**Dataset content**
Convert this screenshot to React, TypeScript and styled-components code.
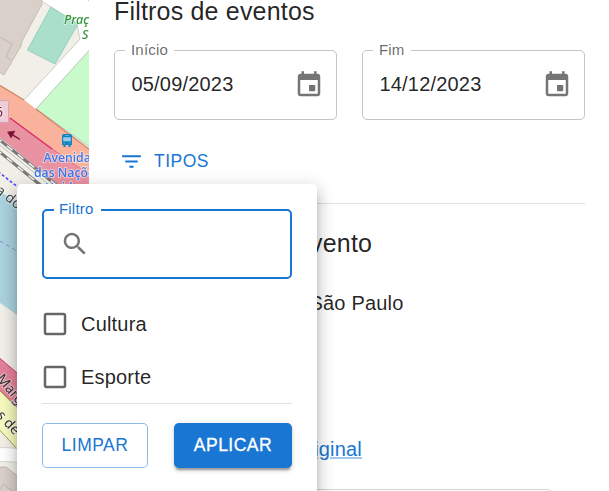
import React from "react";
import styled, { createGlobalStyle } from "styled-components";

const GlobalStyle = createGlobalStyle`
  * { box-sizing: border-box; }
  html, body { margin: 0; background: #fff; overflow: hidden; }
  body {
    font-family: "Liberation Sans", Arial, sans-serif;
    font-size: 20px;
    line-height: 30px;
    letter-spacing: 0.00938em;
    color: rgba(0, 0, 0, 0.87);
  }
`;

const Page = styled.div`
  position: relative;
  display: flex;
  width: 609px;
  height: 491px;
  overflow: hidden;
`;

const MapPane = styled.svg`
  flex: 0 0 89px;
  height: 491px;
  display: block;
`;

const Panel = styled.main`
  flex: 1;
  height: 491px;
  overflow: hidden;
  padding: 0 24px 0 25px;
  display: flex;
  flex-direction: column;
`;

const Heading = styled.h6<{ $top: number; $indent?: number }>`
  flex: none;
  margin: ${(p) => p.$top}px 0 0 ${(p) => p.$indent ?? 0}px;
  font-size: 25px;
  line-height: 40px;
  font-weight: 400;
  letter-spacing: 0.0075em;
`;

const FieldRow = styled.div`
  flex: none;
  display: grid;
  grid-template-columns: 1fr 1fr;
  gap: 25px;
  margin-top: 19px;
`;

const Field = styled.div<{ $focused?: boolean }>`
  position: relative;
  display: flex;
  align-items: center;
  justify-content: ${(p) => (p.$focused ? "flex-start" : "space-between")};
  height: 70px;
  padding: ${(p) => (p.$focused ? "0 16px" : "0 12px 0 16.5px")};
  border: ${(p) => (p.$focused ? "2px solid #1976d2" : "1px solid #c4c4c4")};
  border-radius: 5px;
`;

const FieldValue = styled.span`
  padding-bottom: 2px;
`;

const FieldLabel = styled.label<{ $focused?: boolean; $width: number }>`
  position: absolute;
  top: ${(p) => (p.$focused ? -11 : -10)}px;
  left: 10px;
  width: ${(p) => p.$width}px;
  padding-left: ${(p) => (p.$focused ? 5 : 6)}px;
  background: #fff;
  font-size: 15px;
  line-height: 18px;
  color: ${(p) => (p.$focused ? "#1976d2" : "rgba(0, 0, 0, 0.6)")};
`;

const Icon = styled.svg<{ $size?: number }>`
  flex: none;
  width: ${(p) => p.$size ?? 30}px;
  height: ${(p) => p.$size ?? 30}px;
  fill: currentColor;
`;

const IconTint = styled.span`
  display: flex;
  color: rgba(0, 0, 0, 0.54);
`;

const TypesButton = styled.button`
  flex: none;
  align-self: flex-start;
  display: flex;
  align-items: center;
  gap: 10px;
  height: 46px;
  margin-top: 18px;
  padding: 0 10px 0 5px;
  border: 0;
  background: none;
  font: inherit;
  font-size: 17.5px;
  letter-spacing: 0.02857em;
  color: #1976d2;
`;

const Divider = styled.hr<{ $top: number }>`
  flex: none;
  width: 100%;
  height: 1px;
  margin: ${(p) => p.$top}px 0 0;
  border: 0;
  background: #e0e0e0;
`;

const Detail = styled.p<{ $top: number; $indent: number }>`
  flex: none;
  margin: ${(p) => p.$top}px 0 0 ${(p) => p.$indent}px;
`;

const Link = styled.a`
  color: #1976d2;
  text-decoration: underline;
  text-decoration-color: rgba(25, 118, 210, 0.4);
`;

const EventCard = styled.section`
  flex: none;
  width: 438px;
  height: 60px;
  margin-top: 25px;
  border: 1px solid #d6d6d6;
  border-radius: 4px;
`;

const Popover = styled.aside`
  position: absolute;
  left: 17px;
  top: 184px;
  width: 300px;
  height: 340px;
  padding: 25px;
  display: flex;
  flex-direction: column;
  background: #fff;
  border-radius: 5px;
  box-shadow: 0 6.25px 6.25px -3.75px rgba(0, 0, 0, 0.2),
    0 10px 12.5px 1.25px rgba(0, 0, 0, 0.14),
    0 3.75px 17.5px 2.5px rgba(0, 0, 0, 0.12);
`;

const Options = styled.div`
  display: flex;
  flex-direction: column;
  margin-top: 18px;
`;

const Option = styled.label`
  display: flex;
  align-items: center;
  gap: 11px;
  height: 53px;
  margin-left: -2px;
`;

const CheckTint = styled.span`
  display: flex;
  color: rgba(0, 0, 0, 0.6);
`;

const Actions = styled.div`
  display: flex;
  justify-content: space-between;
  margin-top: 19px;
`;

const ActionButton = styled.button<{ $primary?: boolean }>`
  width: ${(p) => (p.$primary ? 118 : 106)}px;
  height: 45px;
  padding: 0 0 1px;
  border: ${(p) => (p.$primary ? "0" : "1px solid rgba(25, 118, 210, 0.5)")};
  border-radius: 5px;
  font: inherit;
  font-size: 17.5px;
  letter-spacing: 0.02857em;
  color: ${(p) => (p.$primary ? "#fff" : "#1976d2")};
  -webkit-text-stroke: ${(p) => (p.$primary ? "0.3px #fff" : "0")};
  background: ${(p) => (p.$primary ? "#1976d2" : "#fff")};
  box-shadow: ${(p) =>
    p.$primary
      ? "0 3.75px 1.25px -2.5px rgba(0,0,0,.2), 0 2.5px 2.5px rgba(0,0,0,.14), 0 1.25px 6.25px rgba(0,0,0,.12)"
      : "none"};
`;

const MapArtwork = styled.g`
  filter: blur(0.4px);
`;

const MapText = styled.text`
  font-family: "Noto Sans", sans-serif;
  letter-spacing: 0;
  paint-order: stroke;
  stroke: rgba(255, 255, 255, 0.5);
  stroke-width: 2px;
  stroke-linejoin: round;
`;

const CalendarIcon = () => (
  <IconTint>
    <Icon viewBox="0 0 24 24">
      <path d="M17 12h-5v5h5v-5zM16 1v2H8V1H6v2H5c-1.11 0-1.99.9-1.99 2L3 19c0 1.1.89 2 2 2h14c1.1 0 2-.9 2-2V5c0-1.1-.9-2-2-2h-1V1h-2zm3 18H5V8h14v11z" />
    </Icon>
  </IconTint>
);

const DateField = ({ label, value, notch }: { label: string; value: string; notch: number }) => (
  <Field>
    <FieldLabel $width={notch}>{label}</FieldLabel>
    <FieldValue>{value}</FieldValue>
    <CalendarIcon />
  </Field>
);

const CheckOption = ({ label }: { label: string }) => (
  <Option>
    <CheckTint>
      <Icon viewBox="0 0 24 24">
        <path d="M19 5v14H5V5h14m0-2H5c-1.1 0-2 .9-2 2v14c0 1.1.9 2 2 2h14c1.1 0 2-.9 2-2V5c0-1.1-.9-2-2-2z" />
      </Icon>
    </CheckTint>
    {label}
  </Option>
);

const StreetMap = () => (
  <MapPane viewBox="0 0 89 491" width="89" height="491">
    <rect width="89" height="491" fill="#f2efe9" />
    <MapArtwork>
      {/* blocks and side streets */}
      <path d="M42 -4H94V52L36 109L24 100L80 40L77 25L43 2Z" fill="#fff" />
      <path d="M42 1L77 25L80 39L24 100" fill="none" stroke="#cfcbc7" />
      <path d="M87 -2L91 6V-2Z" fill="#c8c4c2" />
      <path d="M-4 -4H41L42 4L22 41L21 46L4 75L-4 70Z" fill="#d9d0c9" stroke="#c8bbb1" />
      <path d="M0 37L12 44L6 57L11 60" fill="none" stroke="#c4b6ab" />
      <path d="M51 7L78 24L55 64L27.500 50Z" fill="#aae0cb" stroke="#92cfb8" />
      <path d="M94 45L36 109L94 150Z" fill="#c8facc" stroke="#b9c9b5" />
      {/* trunk road and motorway */}
      <path d="M-4 83L24 100L36 109L94 153V180L10 118L-4 109Z" fill="#f9b29c" />
      <path d="M-4 83L24 100M36 109L94 153" fill="none" stroke="#cf8560" strokeWidth="1.2" />
      <path d="M-4 109L10 118L94 178V194H68L-4 134Z" fill="#e892a2" />
      <path d="M10 118L52 149" fill="none" stroke="#dc2a67" strokeWidth="1.4" />
      <path d="M52 149L94 178" fill="none" stroke="#e4718a" strokeWidth="1" />
      <path d="M-4 134L68 190" fill="none" stroke="#d99aa6" strokeWidth="1" />
      {/* railway */}
      <path d="M-4 137L60 188M-4 149L44 188" fill="none" stroke="#777" strokeWidth="3" />
      <path d="M-4 137L60 188M-4 149L44 188" fill="none" stroke="#f4f4f4" strokeWidth="1.5" strokeDasharray="7 7" />
      <path d="M-4 142L52 187" fill="none" stroke="#b5b3b0" strokeWidth="0.8" />
      <path d="M-2 171.500L19 188" fill="none" stroke="#4b4bff" strokeWidth="1.6" strokeDasharray="3 2" />
      <rect x="-10" y="100.500" width="18.500" height="22" rx="2" fill="#efcdd8" stroke="#d9a3b3" />
      <path d="M20 139L13 134.500L15 131L7.500 132L11 138L12.500 135.500L19.500 139.500Z" fill="#7b1035" stroke="#7b1035" strokeWidth="0.5" />
      {/* bus stop */}
      <path d="M64 134H70Q72 134 72 136V145H70.500V147H68.500V145H65.500V147H63.500V145H62V136Q62 134 64 134Z" fill="#0d83c4" />
      <path d="M65 135.500H69M63.500 137.500H70.500V141H63.500ZM63.500 143H65M69 143H70.500" fill="#9cc9e4" stroke="#9cc9e4" strokeWidth="0.6" />
      {/* river bank */}
      <path d="M-4 188L30 213V324L-4 300Z" fill="#aad3df" />
      <path d="M0 241L20 253" fill="none" stroke="#8f8fc0" strokeDasharray="4 3" />
      {/* marginal road and avenue */}
      <path d="M-4 355L30 384V420L-4 387Z" fill="#e4809a" stroke="#cb3c69" />
      <path d="M-4 387L30 420V463L-4 426Z" fill="#f6f9bd" stroke="#9da34a" />
      <path d="M-4 448Q13 446 30 452V466Q15 460 -4 462Z" fill="#fff" stroke="#d8d4d0" />
      <path d="M-4 467H6L30 486V495H-4Z" fill="#d9d0c9" stroke="#c4b6ab" />
      <path d="M0 490L3 484L13 491" fill="none" stroke="#c4b6ab" />
      {/* labels */}
      <MapText x="-5" y="117" fontSize="14" fill="#6b1d3b">6</MapText>
      <MapText x="64" y="24" fontSize="12.500" fontStyle="italic" fontWeight="500" fill="#2f9437">Praça</MapText>
      <MapText x="82" y="39" fontSize="12.500" fontStyle="italic" fontWeight="500" fill="#2f9437">S</MapText>
      <MapText x="43.500" y="161.500" fontSize="12.300" fontWeight="500" fill="#3278f0">Avenida</MapText>
      <MapText x="34" y="176.500" fontSize="12.300" fontWeight="500" fill="#3278f0">das Nações</MapText>
      <MapText x="45" y="191.500" fontSize="12.300" fontWeight="500" fill="#3278f0">Unidas</MapText>
      <MapText fontSize="14" fill="#494949" transform="translate(-5 192) rotate(38)">a do</MapText>
      <MapText fontSize="14" fill="#333" transform="translate(-4 379) rotate(50)">Marg</MapText>
      <MapText fontSize="14" fill="#333" transform="translate(-4 416) rotate(47)">s de C</MapText>
    </MapArtwork>
  </MapPane>
);

export default function App() {
  return (
    <>
      <GlobalStyle />
      <Page>
        <StreetMap />
        <Panel>
          <Heading $top={-9}>Filtros de eventos</Heading>
          <FieldRow>
            <DateField label="Início" value="05/09/2023" notch={49} />
            <DateField label="Fim" value="14/12/2023" notch={38} />
          </FieldRow>
          <TypesButton>
            <Icon $size={25} viewBox="0 0 24 24">
              <path d="M10 18h4v-2h-4v2zM3 6v2h18V6H3zm3 7h12v-2H6v2z" />
            </Icon>
            TIPOS
          </TypesButton>
          <Divider $top={19} />
          <Heading $top={19} $indent={182}>evento</Heading>
          <Detail $top={25} $indent={195.5}>São Paulo</Detail>
          <Detail $top={116} $indent={182}>
            <Link>original</Link>
          </Detail>
          <EventCard />
        </Panel>
        <Popover>
          <Field $focused>
            <FieldLabel $focused $width={47}>Filtro</FieldLabel>
            <IconTint>
              <Icon viewBox="0 0 24 24">
                <path d="M15.500 14h-.79l-.28-.27C15.410 12.590 16 11.110 16 9.500 16 5.910 13.090 3 9.500 3S3 5.910 3 9.500 5.910 16 9.500 16c1.610 0 3.090-.59 4.230-1.570l.27.28v.79l5 4.990L20.490 19l-4.990-5zm-6 0C7.010 14 5 11.990 5 9.500S7.010 5 9.500 5 14 7.010 14 9.500 11.990 14 9.500 14z" />
              </Icon>
            </IconTint>
          </Field>
          <Options>
            <CheckOption label="Cultura" />
            <CheckOption label="Esporte" />
          </Options>
          <Divider $top={0} />
          <Actions>
            <ActionButton>LIMPAR</ActionButton>
            <ActionButton $primary>APLICAR</ActionButton>
          </Actions>
        </Popover>
      </Page>
    </>
  );
}
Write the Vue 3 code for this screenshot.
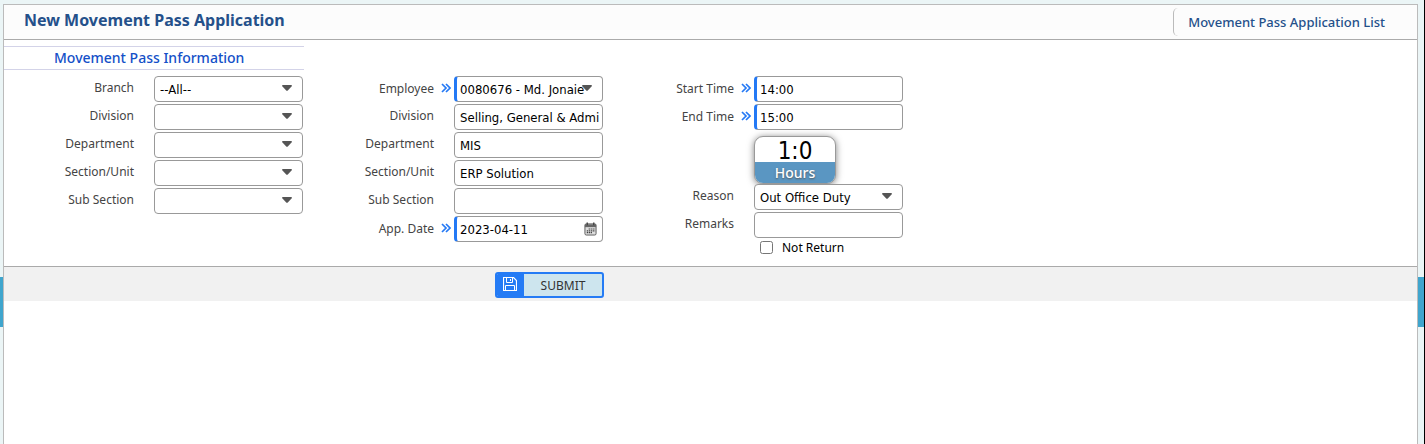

**Requirements**
Look through the records and gather each line with the word "React".

**Exercise response**
Convert this screenshot to React, TypeScript and styled-components code.
import React from "react";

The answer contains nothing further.